En fait cette mise en scène n'est pas loin de n'être qu'un prétexte pour traiter de la question du couple et des relations sexuelles dans la culture arabe à Beyrouth au temps où la télévision a multiplié les chaînes y compris celles qui passent des films occidentaux et pornographiques. Sur sa télé toute neuve, allumée en l'absence de sa femme, Rachid tombe ainsi sur ''Kramer contre Kramer'' quand Meryl Streep et Dustin Hoffman se quittent... D'où le titre.

 

Le thème de la virginité avant le mariage est longuement détaillé. Au fil des jours et de ses souvenirs, Rachid comprend que sa femme a avancé dans la ''modernité'' bien plus loin que lui, qu'elle avait déjà perdu sa virginité longtemps avant leur mariage et que celle-ci avait été reconstruite selon l'usage local. Il explore le détail de ses attitudes dans l'intimité, se remémore ses propos et s'inquiète rétrospectivement de l'avoir entendu parler de préservatif.

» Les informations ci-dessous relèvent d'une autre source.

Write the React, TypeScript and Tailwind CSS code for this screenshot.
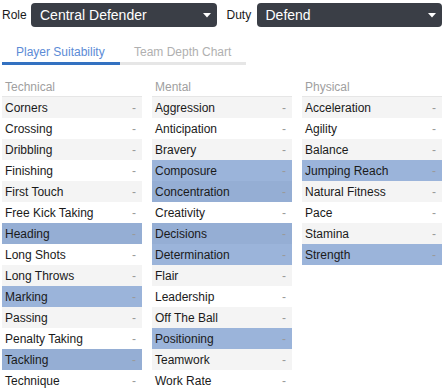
import { useState } from 'react';

type Attr = { name: string; key?: boolean };

const COLUMNS: { title: string; attrs: Attr[] }[] = [
  {
    title: 'Technical',
    attrs: [
      { name: 'Corners' },
      { name: 'Crossing' },
      { name: 'Dribbling' },
      { name: 'Finishing' },
      { name: 'First Touch' },
      { name: 'Free Kick Taking' },
      { name: 'Heading', key: true },
      { name: 'Long Shots' },
      { name: 'Long Throws' },
      { name: 'Marking', key: true },
      { name: 'Passing' },
      { name: 'Penalty Taking' },
      { name: 'Tackling', key: true },
      { name: 'Technique' },
    ],
  },
  {
    title: 'Mental',
    attrs: [
      { name: 'Aggression' },
      { name: 'Anticipation' },
      { name: 'Bravery' },
      { name: 'Composure', key: true },
      { name: 'Concentration', key: true },
      { name: 'Creativity' },
      { name: 'Decisions', key: true },
      { name: 'Determination', key: true },
      { name: 'Flair' },
      { name: 'Leadership' },
      { name: 'Off The Ball' },
      { name: 'Positioning', key: true },
      { name: 'Teamwork' },
      { name: 'Work Rate' },
    ],
  },
  {
    title: 'Physical',
    attrs: [
      { name: 'Acceleration' },
      { name: 'Agility' },
      { name: 'Balance' },
      { name: 'Jumping Reach', key: true },
      { name: 'Natural Fitness' },
      { name: 'Pace' },
      { name: 'Stamina' },
      { name: 'Strength', key: true },
    ],
  },
];

function Select({ value }: { value: string }) {
  return (
    <button className="flex-1 h-[24px] rounded-[4px] bg-[#3a3e46] text-white text-[14px] pl-[9px] pr-[6px] flex items-center justify-between">
      <span>{value}</span>
      <svg width="8" height="5" viewBox="0 0 8 5" className="mt-[1px]">
        <path d="M0 0 L8 0 L4 4.5 Z" fill="#fff" />
      </svg>
    </button>
  );
}

function Row({ attr, index }: { attr: Attr; index: number }) {
  const odd = index % 2 === 0;
  const bg = attr.key ? (odd ? 'bg-[#95aed4]' : 'bg-[#9bb4da]') : odd ? 'bg-[#f4f4f4]' : 'bg-white';
  return (
    <div className={`h-[21px] flex items-center justify-between pl-[3px] pr-[6px] ${bg}`}>
      <span className="text-[#1a1a1a]">{attr.name}</span>
      <span className="text-[#9a9a9a]">-</span>
    </div>
  );
}

export default function App() {
  const [tab, setTab] = useState(0);
  return (
    <div
      className="w-[445px] h-[390px] overflow-hidden bg-white pt-[3px] pl-[2px] pr-[3px] text-[12px]"
      style={{ fontFamily: '"Liberation Sans", Arial, sans-serif' }}
    >
      <div className="flex items-center">
        <span className="text-[#1a1a1a] w-[29px]">Role</span>
        <Select value="Central Defender" />
        <span className="text-[#1a1a1a] ml-[10px] w-[30px]">Duty</span>
        <Select value="Defend" />
      </div>

      <div className="flex mt-[10px]">
        {['Player Suitability', 'Team Depth Chart'].map((t, i) => (
          <button
            key={t}
            onClick={() => setTab(i)}
            className={`h-[28px] pt-[4px] shrink-0 whitespace-nowrap border-b-[3px] flex items-center ${
              tab === i ? 'border-[#3371c1] text-[#5c8bd6]' : 'border-[#e6e6e6] text-[#b0b0b0]'
            } ${i === 0 ? 'w-[118px] pl-[14px]' : 'w-[126px] pl-[14px]'}`}
          >
            {t}
          </button>
        ))}
      </div>

      <div className="flex gap-[10px] mt-[12px]">
        {COLUMNS.map((col) => (
          <div key={col.title} className="w-[140px]">
            <div className="h-[20px] border-b border-[#e6e6e6] pl-[3px] flex items-center text-[#a0a0a0]">
              {col.title}
            </div>
            {col.attrs.map((a, i) => (
              <Row key={a.name} attr={a} index={i} />
            ))}
          </div>
        ))}
      </div>
    </div>
  );
}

Alors surgissent dans son souvenir les relations coquines qu'elle a eues avec un cousin pendant plusieurs années, puis avec un étudiant étranger soucieux d'apprendre les mots arabes pour dire ''la chose'' tout en la faisant. « Mon Dieu ! S'est-elle mariée pour éviter le scandale que la présence du Français avait provoqué dans sa vie ? (…) À tous les coups, tout ce qui est arrivé était un complot bien organisé dans lequel ma tante joue un rôle essentiel ». Très souvent Rachid songe aux positions du couple, et il gamberge sur ce que sa femme appréciait ou pas ; il se souvient lui avoir dit « Tu es comme une pomme, de quelque côté qu'on la prenne elle est bonne !» Il se souvient aussi d'une publicité volontairement équivoque de la télévision par câble : « La fille disait, avec coquetterie et un accent libanais : Où tu veux, comme tu veux et quand tu veux ! Et à chaque expression elle se levait, ou s'asseyait ou se couchait de telle manière qu'on eût l'impression qu'il s'agissait d'elle, tellement son corps était excitant et sa magie envoûtante.» Rachid se rêve en roi des ''Mille et Une Nuits''...

 

Centré sur l'état d'esprit du mâle méditerranéen et sur le poids des traditions de son pays, le roman d'El-Daïf manquera un peu d'action et d'épisodes romanesques aux yeux de certain(e)s ; mais n'exagérons pas au point de n'y voir qu'un traité de sexologie. On peut aussi sourire de temps à autre en le lisant.

 

• Rachid EL-DAÏF : Qu'elle aille au diable, Meryl Streep ! - Traduit de l'arabe par Edgard Weber. Actes Sud « Babel », 2004, 172 pages.